**PROBLEM DESCRIPTION:**
Skip all pictures. Write out the data below from its first line through the line that contains "-ml-[10px] text-[28px] leading-[34px]".

**DATA TO PROCESS:**
════════════════
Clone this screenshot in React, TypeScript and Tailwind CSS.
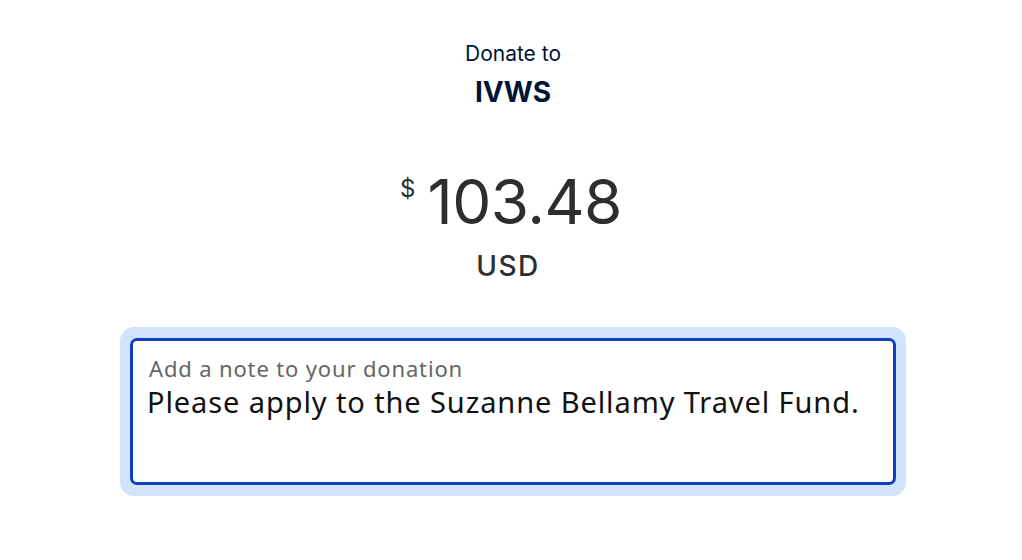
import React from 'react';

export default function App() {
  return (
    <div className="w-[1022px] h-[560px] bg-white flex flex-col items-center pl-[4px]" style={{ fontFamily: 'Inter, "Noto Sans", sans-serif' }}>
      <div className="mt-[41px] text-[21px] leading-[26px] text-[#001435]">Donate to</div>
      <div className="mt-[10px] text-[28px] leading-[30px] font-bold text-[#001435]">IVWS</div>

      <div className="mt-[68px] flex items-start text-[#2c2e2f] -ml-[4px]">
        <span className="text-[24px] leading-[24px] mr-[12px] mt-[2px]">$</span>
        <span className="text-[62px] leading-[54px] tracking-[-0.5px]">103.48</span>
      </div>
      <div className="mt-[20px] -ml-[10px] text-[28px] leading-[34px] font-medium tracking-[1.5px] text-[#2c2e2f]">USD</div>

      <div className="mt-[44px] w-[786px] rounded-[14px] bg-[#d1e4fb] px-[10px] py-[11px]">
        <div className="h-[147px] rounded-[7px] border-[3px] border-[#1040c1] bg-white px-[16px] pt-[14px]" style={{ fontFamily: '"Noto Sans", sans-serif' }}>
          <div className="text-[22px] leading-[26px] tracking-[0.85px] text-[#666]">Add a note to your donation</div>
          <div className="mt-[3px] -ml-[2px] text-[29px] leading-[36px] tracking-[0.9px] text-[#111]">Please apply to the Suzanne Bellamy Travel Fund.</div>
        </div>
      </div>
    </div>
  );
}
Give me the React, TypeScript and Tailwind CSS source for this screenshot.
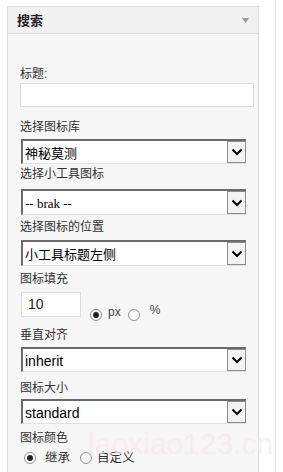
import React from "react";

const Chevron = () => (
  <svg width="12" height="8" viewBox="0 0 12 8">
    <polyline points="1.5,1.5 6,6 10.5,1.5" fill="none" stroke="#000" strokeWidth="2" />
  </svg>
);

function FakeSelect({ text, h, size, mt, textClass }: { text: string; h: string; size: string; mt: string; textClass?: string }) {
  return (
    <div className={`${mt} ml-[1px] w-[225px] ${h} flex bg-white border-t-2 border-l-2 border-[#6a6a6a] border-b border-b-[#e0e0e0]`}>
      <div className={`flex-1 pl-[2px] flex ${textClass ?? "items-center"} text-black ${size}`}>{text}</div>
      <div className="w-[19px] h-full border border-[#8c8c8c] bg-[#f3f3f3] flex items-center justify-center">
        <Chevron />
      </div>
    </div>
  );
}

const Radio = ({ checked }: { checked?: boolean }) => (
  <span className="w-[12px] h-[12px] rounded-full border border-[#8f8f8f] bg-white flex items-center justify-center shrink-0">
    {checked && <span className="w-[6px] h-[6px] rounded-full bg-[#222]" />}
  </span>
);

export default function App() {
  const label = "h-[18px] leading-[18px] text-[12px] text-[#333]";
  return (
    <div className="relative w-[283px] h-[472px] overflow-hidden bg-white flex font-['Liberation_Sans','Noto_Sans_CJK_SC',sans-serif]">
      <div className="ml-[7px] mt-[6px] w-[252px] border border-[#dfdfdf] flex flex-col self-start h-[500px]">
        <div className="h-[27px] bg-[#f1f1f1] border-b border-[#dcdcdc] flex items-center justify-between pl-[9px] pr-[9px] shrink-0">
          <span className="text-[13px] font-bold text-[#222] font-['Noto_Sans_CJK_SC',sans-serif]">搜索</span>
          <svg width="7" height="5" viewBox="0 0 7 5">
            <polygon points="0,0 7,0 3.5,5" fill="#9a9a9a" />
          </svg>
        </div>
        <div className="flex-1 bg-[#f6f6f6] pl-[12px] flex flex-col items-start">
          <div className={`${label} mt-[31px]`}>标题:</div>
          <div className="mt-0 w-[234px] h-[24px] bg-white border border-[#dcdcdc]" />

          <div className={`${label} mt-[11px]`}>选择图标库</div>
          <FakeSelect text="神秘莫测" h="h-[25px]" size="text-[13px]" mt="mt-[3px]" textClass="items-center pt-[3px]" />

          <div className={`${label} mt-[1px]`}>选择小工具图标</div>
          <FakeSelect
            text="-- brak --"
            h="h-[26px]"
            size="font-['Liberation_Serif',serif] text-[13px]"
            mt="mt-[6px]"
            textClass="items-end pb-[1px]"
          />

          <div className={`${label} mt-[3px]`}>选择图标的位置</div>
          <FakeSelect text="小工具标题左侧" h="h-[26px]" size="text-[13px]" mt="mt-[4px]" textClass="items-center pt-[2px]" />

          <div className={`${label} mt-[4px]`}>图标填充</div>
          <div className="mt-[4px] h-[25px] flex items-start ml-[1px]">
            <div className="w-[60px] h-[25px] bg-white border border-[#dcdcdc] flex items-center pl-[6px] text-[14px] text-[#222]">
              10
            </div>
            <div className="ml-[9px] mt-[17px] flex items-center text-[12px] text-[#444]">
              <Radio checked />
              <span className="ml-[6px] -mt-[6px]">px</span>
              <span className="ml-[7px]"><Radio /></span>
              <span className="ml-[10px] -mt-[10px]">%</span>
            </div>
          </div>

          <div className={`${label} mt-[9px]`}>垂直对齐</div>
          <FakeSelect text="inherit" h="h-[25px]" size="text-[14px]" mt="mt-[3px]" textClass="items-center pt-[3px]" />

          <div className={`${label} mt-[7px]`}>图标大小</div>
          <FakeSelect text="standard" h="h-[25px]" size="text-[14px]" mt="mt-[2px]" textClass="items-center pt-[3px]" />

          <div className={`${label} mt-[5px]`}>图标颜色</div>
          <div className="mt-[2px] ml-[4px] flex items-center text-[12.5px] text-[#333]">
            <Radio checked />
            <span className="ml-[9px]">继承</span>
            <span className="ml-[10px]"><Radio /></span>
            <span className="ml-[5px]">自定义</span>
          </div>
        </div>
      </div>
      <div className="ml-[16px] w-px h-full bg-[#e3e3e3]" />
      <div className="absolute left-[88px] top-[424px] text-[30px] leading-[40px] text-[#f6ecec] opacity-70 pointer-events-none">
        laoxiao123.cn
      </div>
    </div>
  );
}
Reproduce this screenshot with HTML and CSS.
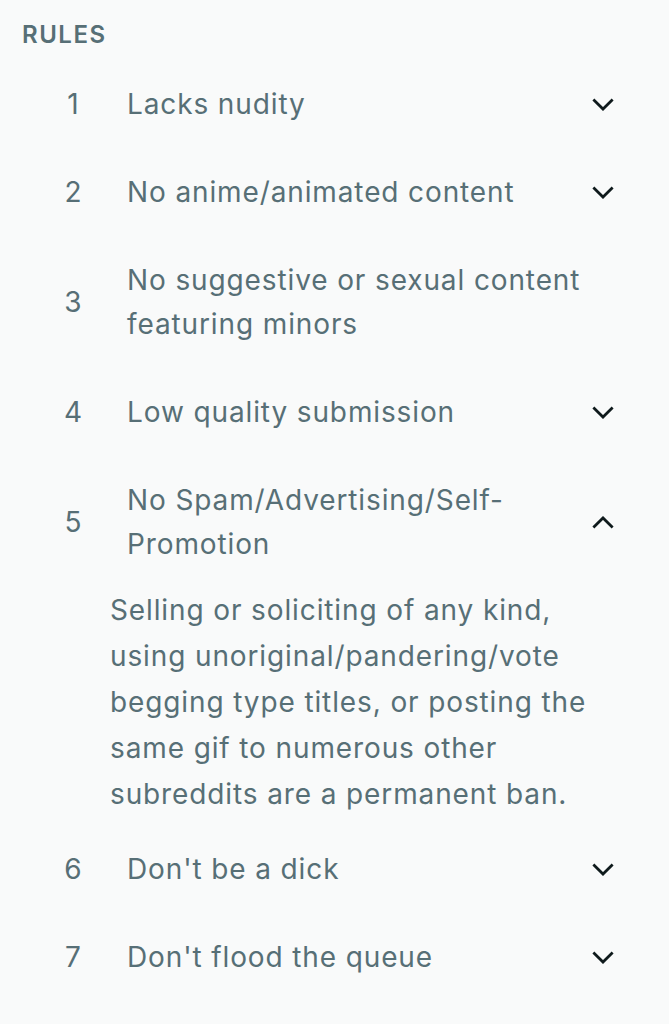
════════════════
**FINISHED EXERCISE:**
Clone this screenshot in React, TypeScript and Tailwind CSS.
import React from 'react';

export default function App() {
  return (
    <div className="w-[1022px] h-[560px] bg-white flex flex-col items-center pl-[4px]" style={{ fontFamily: 'Inter, "Noto Sans", sans-serif' }}>
      <div className="mt-[41px] text-[21px] leading-[26px] text-[#001435]">Donate to</div>
      <div className="mt-[10px] text-[28px] leading-[30px] font-bold text-[#001435]">IVWS</div>

      <div className="mt-[68px] flex items-start text-[#2c2e2f] -ml-[4px]">
        <span className="text-[24px] leading-[24px] mr-[12px] mt-[2px]">$</span>
        <span className="text-[62px] leading-[54px] tracking-[-0.5px]">103.48</span>
      </div>
      <div className="mt-[20px] -ml-[10px] text-[28px] leading-[34px] font-medium tracking-[1.5px] text-[#2c2e2f]">USD</div>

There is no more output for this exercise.